Set task – Wherever the string "page" appears in a line, extract that line.

Supplied data –

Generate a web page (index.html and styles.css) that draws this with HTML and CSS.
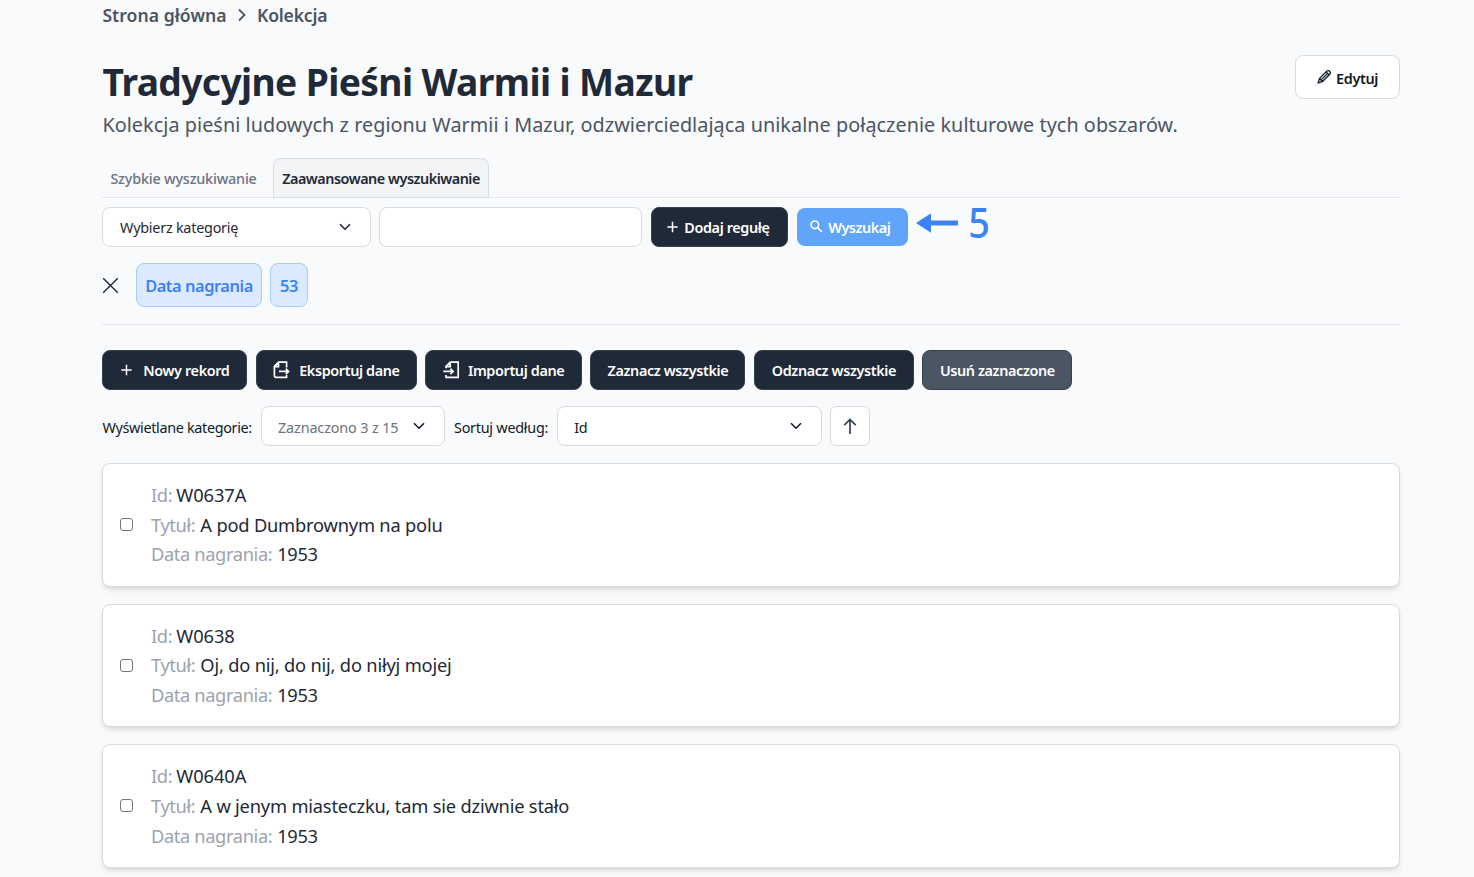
FILE: index.html
```html
<!DOCTYPE html>
<html lang="pl">
<head>
<meta charset="utf-8">
<title>Tradycyjne Pieśni Warmii i Mazur</title>
<link rel="stylesheet" href="styles.css">
</head>
<body>
<main class="page">
  <nav class="crumbs">
    <span class="crumb-home">Strona główna</span>
    <svg class="crumb-sep" width="8" height="14" viewBox="0 0 8 14"><path d="M1 1.5 6.5 7 1 12.5"/></svg>
    <span class="crumb-here">Kolekcja</span>
  </nav>

  <header class="head">
    <div class="head-text">
      <h1 class="title">Tradycyjne Pieśni Warmii i Mazur</h1>
      <p class="subtitle">Kolekcja pieśni ludowych z regionu Warmii i Mazur, odzwierciedlająca unikalne połączenie kulturowe tych obszarów.</p>
    </div>
    <button class="btn-edit">
      <svg width="15" height="15" viewBox="0 0 16 16"><path d="M1.3 14.7 2.6 10.2 10.6 2.2a2.3 2.3 0 0 1 3.2 3.2L5.8 13.4Z M2.6 10.2 5.8 13.4 M4.4 11.6 11.6 4.4 M9.7 3.1 12.9 6.3"/></svg>
      <span>Edytuj</span>
    </button>
  </header>

  <div class="tabs">
    <button class="tab">Szybkie wyszukiwanie</button>
    <button class="tab tab-active">Zaawansowane wyszukiwanie</button>
  </div>

  <div class="search-row">
    <div class="select select-category"><span>Wybierz kategorię</span><svg class="chevron" width="12" height="8" viewBox="0 0 12 8"><path d="M1 1.2 6 6.2 11 1.2"/></svg></div>
    <input class="query" type="text">
    <button class="btn btn-rule">
      <svg width="11" height="12" viewBox="0 0 11 12"><path d="M5.5.8v10.4M.3 6h10.4"/></svg>
      <span>Dodaj regułę</span>
    </button>
    <button class="btn-search">
      <svg width="13" height="13" viewBox="0 0 13 13"><circle cx="4.8" cy="4.8" r="3.8"/><path d="M7.6 7.6 12 12"/></svg>
      <span>Wyszukaj</span>
    </button>
    <div class="callout">
      <svg width="42" height="20" viewBox="0 0 42 20"><path d="M0 10 15 .3V7.6H42v4.8H15v7.3Z"/></svg>
      <span class="callout-number">5</span>
    </div>
  </div>

  <div class="rules">
    <svg class="remove" width="17" height="17" viewBox="0 0 17 17"><path d="M1.2 1.2 15.8 15.8M15.8 1.2 1.2 15.8"/></svg>
    <span class="chip chip-field">Data nagrania</span>
    <span class="chip chip-value">53</span>
  </div>

  <div class="actions">
    <button class="btn btn-new">
      <svg width="11" height="12" viewBox="0 0 11 12"><path d="M5.5.8v10.4M.3 6h10.4"/></svg>
      <span>Nowy rekord</span>
    </button>
    <button class="btn btn-export">
      <svg class="icon-file" width="17" height="18" viewBox="0 0 17 18"><path d="M13.6 6.4V1.2H5.6L1.4 5.4V15q0 1.3 1.3 1.3H13.6V14 M1.5 5.6H5.5V1.5 M6 10.4H15.4 M12.8 7.7 15.5 10.4 12.8 13.1"/></svg>
      <span>Eksportuj dane</span>
    </button>
    <button class="btn btn-import">
      <svg class="icon-file" width="17" height="18" viewBox="0 0 17 18"><path d="M3 7.2V5.4L7.2 1.2H15.2V16.3H3V14 M3.3 5.6H7.2V1.5 M.3 10.4H10 M7.4 7.7 10.1 10.4 7.4 13.1"/></svg>
      <span>Importuj dane</span>
    </button>
    <button class="btn btn-all"><span>Zaznacz wszystkie</span></button>
    <button class="btn btn-none"><span>Odznacz wszystkie</span></button>
    <button class="btn btn-delete"><span>Usuń zaznaczone</span></button>
  </div>

  <div class="filters">
    <span class="label label-show">Wyświetlane kategorie:</span>
    <div class="select select-shown"><span>Zaznaczono 3 z 15</span><svg class="chevron" width="12" height="8" viewBox="0 0 12 8"><path d="M1 1.2 6 6.2 11 1.2"/></svg></div>
    <span class="label label-sort">Sortuj według:</span>
    <div class="select select-sort"><span>Id</span><svg class="chevron" width="12" height="8" viewBox="0 0 12 8"><path d="M1 1.2 6 6.2 11 1.2"/></svg></div>
    <button class="btn-order"><svg width="14" height="17" viewBox="0 0 14 17"><path d="M7 16V1.5M1.2 7.2 7 1.4 12.8 7.2"/></svg></button>
  </div>

  <section class="records">
    <article class="record">
      <span class="check"></span>
      <dl class="fields">
        <div><dt>Id:</dt> <dd class="code">W0637A</dd></div>
        <div><dt>Tytuł:</dt> <dd>A pod Dumbrownym na polu</dd></div>
        <div><dt>Data nagrania:</dt> <dd class="year">1953</dd></div>
      </dl>
    </article>
    <article class="record">
      <span class="check"></span>
      <dl class="fields">
        <div><dt>Id:</dt> <dd class="code">W0638</dd></div>
        <div><dt>Tytuł:</dt> <dd>Oj, do nij, do nij, do niłyj mojej</dd></div>
        <div><dt>Data nagrania:</dt> <dd class="year">1953</dd></div>
      </dl>
    </article>
    <article class="record">
      <span class="check"></span>
      <dl class="fields">
        <div><dt>Id:</dt> <dd class="code">W0640A</dd></div>
        <div><dt>Tytuł:</dt> <dd>A w jenym miasteczku, tam sie dziwnie stało</dd></div>
        <div><dt>Data nagrania:</dt> <dd class="year">1953</dd></div>
      </dl>
    </article>
  </section>
</main>
</body>
</html>
```
FILE: styles.css
```css
* { box-sizing: border-box; }
html, body { margin: 0; height: 877px; overflow: hidden; }
body {
  background: #f9fafb;
  color: #1f2937;
  font-family: "Noto Sans", "Open Sans", sans-serif;
  font-size: 15px;
}
button, input { font: inherit; color: inherit; margin: 0; }
svg { fill: none; stroke: currentColor; stroke-width: 1.5; flex: none; display: block; }
span, dt, dd { white-space: nowrap; }

.page { width: 1297.4px; margin-left: 102.4px; display: flex; flex-direction: column; }

.crumbs { display: flex; align-items: center; height: 32px; padding-bottom: 2px; gap: 11px; font-size: 17.6px; font-weight: 600; letter-spacing: .04px; color: #4b5563; }
.crumb-home { width: 124.6px; }
.crumb-here { letter-spacing: -.2px; }
.crumb-sep { stroke-width: 1.8; }

.head { display: flex; justify-content: space-between; height: 126px; padding-top: 23px; }
.title { margin: 0; height: 54px; line-height: 53px; font-size: 37.2px; font-weight: 700; letter-spacing: -.61px; white-space: nowrap; }
.subtitle { margin: 0; margin-top: 1px; line-height: 30px; font-size: 19.8px; letter-spacing: .055px; color: #4b5563; white-space: nowrap; }
.btn-edit {
  display: flex; align-items: center; justify-content: center; gap: 4px;
  width: 104.5px; height: 44px; padding: 2px 0 0; background: #fff;
  border: 1px solid #d8dbe0; border-radius: 8px; font-size: 14.4px; font-weight: 600; letter-spacing: -.35px; color: #111827;
}
.btn-edit svg { margin-top: -3px; stroke-width: 1.4; }

.tabs { display: flex; height: 40px; border-bottom: 1px solid #e5e7eb; }
.tab { border: 1px solid transparent; background: none; width: 170.8px; height: 40px; padding: 0 0 0 7px; text-align: left; font-size: 14.4px; font-weight: 500; letter-spacing: -.2px; white-space: nowrap; color: #6b7280; }
.tab-active { width: 216px; padding-top: 1px; padding-left: 8px; background: #f3f4f6; border-color: #d8dbe0; border-radius: 8px 8px 0 0; font-weight: 600; letter-spacing: -.48px; color: #1f2937; }

.search-row { display: flex; align-items: center; height: 40px; margin-top: 9px; }
.select {
  display: flex; align-items: center; justify-content: space-between;
  height: 40px; padding: 1px 19px 0 16.6px; background: #fff;
  border: 1px solid #d8dbe0; border-radius: 8px; font-size: 14.4px; letter-spacing: -.24px;
}
.chevron { margin-top: -2px; stroke-width: 1.6; }
.select-category { width: 268.6px; }
.query { width: 263px; height: 40px; margin-left: 8.5px; background: #fff; border: 1px solid #d8dbe0; border-radius: 8px; }
.btn {
  display: flex; align-items: center; justify-content: center; flex: none;
  height: 40px; padding: 1px 0 0; border: 1px solid #374151; border-radius: 8px;
  background: #1f2937; color: #fff; font-size: 14.4px; font-weight: 600; letter-spacing: -.37px;
}
.btn-rule { width: 137.5px; margin-left: 8.2px; padding-right: 2px; gap: 6px; }
.btn svg { margin-top: -2px; }
.btn-search {
  display: flex; align-items: center; justify-content: center; gap: 5px;
  width: 111px; height: 38px; margin-left: 8.6px; padding: 1px 4px 0 0; border: 0; border-radius: 8px;
  background: #60a5fa; color: #fff; font-size: 14.4px; font-weight: 600; letter-spacing: -.45px;
}
.btn-search svg { margin-top: -2px; stroke-width: 1.6; }
.callout { display: flex; align-items: center; height: 40px; margin-left: 8px; gap: 9px; margin-top: -8px; color: #3b82f6; font-size: 42px; font-weight: 500; line-height: 40px; }
.callout svg { fill: currentColor; stroke: none; }
.callout-number { margin-top: -3px; transform: scaleX(.9); }

.rules { display: flex; align-items: center; height: 78px; padding-bottom: 1px; border-bottom: 1px solid #e5e7eb; }
.remove { stroke-width: 1.4; }
.chip {
  display: flex; align-items: center; justify-content: center; height: 44px; padding-top: 1px;
  background: #dbeafe; border: 1px solid #a3cdfd; border-radius: 8px;
  color: #3b82f6; font-size: 16.4px; font-weight: 600; letter-spacing: -.45px;
}
.chip-field { width: 126px; margin-left: 16.6px; }
.chip-value { width: 38px; margin-left: 8px; }

.actions { display: flex; gap: 8.5px; margin-top: 25px; }
.btn-new { width: 145px; gap: 11px; padding-left: 1px; }
.btn-export { width: 161px; gap: 9px; }
.btn-import { width: 156.5px; gap: 8px; }
.btn-all { width: 155px; }
.btn-none { width: 160px; }
.btn-delete { width: 150px; background: #4b5563; border-color: #374151; }
.icon-file { stroke-width: 1.7; }

.filters { display: flex; align-items: center; height: 40px; margin-top: 16px; color: #111827; font-size: 14.4px; }
.label { padding-top: 2px; letter-spacing: -.25px; }
.label-show { width: 158.6px; letter-spacing: -.33px; }
.label-sort { width: 102.6px; margin-left: 9px; }
.select-shown { width: 184px; padding-left: 16px; letter-spacing: -.13px; }
.filters .select { padding-top: 2px; }
.select-shown span { color: #6b7280; }
.select-sort { width: 265px; }
.btn-order { display: flex; align-items: center; justify-content: center; width: 40px; height: 40px; margin-left: 8.4px; padding: 0; background: #fff; border: 1px solid #d8dbe0; border-radius: 6px; color: #374151; }
.btn-order svg { stroke-width: 1.7; }

.records { display: flex; flex-direction: column; gap: 17px; margin-top: 17px; }
.record {
  display: flex; align-items: center; flex: none; height: 123.7px; padding: 0 17px 1px;
  background: #fff; border: 1px solid #d8dbe0; border-radius: 8px;
  box-shadow: 0 4px 6px -1px rgba(0,0,0,.1), 0 2px 4px -2px rgba(0,0,0,.1);
}
.check { width: 13px; height: 13px; border: 1px solid #767676; border-radius: 3px; background: #fff; }
.fields { margin: 0 0 0 17.6px; font-size: 18.3px; letter-spacing: -.2px; }
.fields div { height: 29.6px; line-height: 29.6px; display: flex; gap: 5px; }
dt { color: #9ca3af; letter-spacing: -.38px; }
dd { margin: 0; }
.code { margin-left: -1px; letter-spacing: -.05px; }
.year { letter-spacing: -.4px; }
```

Written response –
Generate a web page (index.html and styles.css) that draws this with HTML and CSS.
<main class="page">
.page { width: 1297.4px; margin-left: 102.4px; display: flex; flex-direction: column; }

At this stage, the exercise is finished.